Translation: if your old MOT still has, say, a week left and the failure is a minor item, you can technically drive it home. If the failure is flagged as dangerous, you cannot drive it off the forecourt at all. The test centre will tell you which category it falls into.
On retests, there's a useful cost-saver. If you have the repairs done at the same garage within 10 working days, a partial retest is usually available at a reduced fee rather than a full new test charge. If you take the car elsewhere or wait longer than 10 working days, a full new test and fee applies.
Buying a used car? Check the MOT history too
The same DVSA tool that shows your due date also shows the full test record going back years.

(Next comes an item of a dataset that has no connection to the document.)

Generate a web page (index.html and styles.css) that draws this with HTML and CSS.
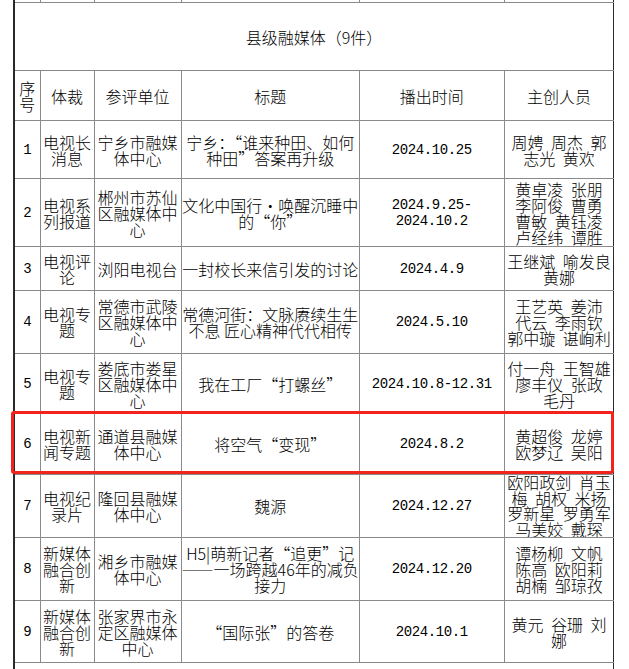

The MOT history check goes beyond the current status. It shows every test the vehicle has had since digital records began in 2005, including the mileage recorded at each test, any advisories the tester flagged, and the reasons for any failures. This makes the MOT history one of the most useful free checks available when researching a used car.
Three things to look for when reading a history report:
- Mileage progression. Should rise steadily. Sudden drops or implausibly low annual mileage on a high-age car are red flags for a clock that's been wound back.
- Repeated advisories. If the same advisory (corroded brake pipe, worn tyre) appears year after year, the previous owner has been ignoring it.
- Pattern of failures. One fail is normal. Three or four in a row at different garages suggests a car that's been bouncing around looking for a sympathetic tester.
Browse other practical guides on Fixaroo's articles hub for more on used-car checks, servicing intervals and running costs.
A 60-second action plan
Right. If you've read this far, do these four things and you're sorted:
- Run your reg through Fixaroo's MOT checker or GOV.UK to see your expiry date.
- Sign up for the free DVSA reminder service at gov.uk/mot-reminder.
- If you're inside the 28-day window, book your test now to lock in your anniversary date.
- Compare two or three local garages on price before booking. Most aren't charging the £54.85 ceiling.
That's it. No more guesswork, no more panicked Sunday-night Googling, no more £1,000 fines.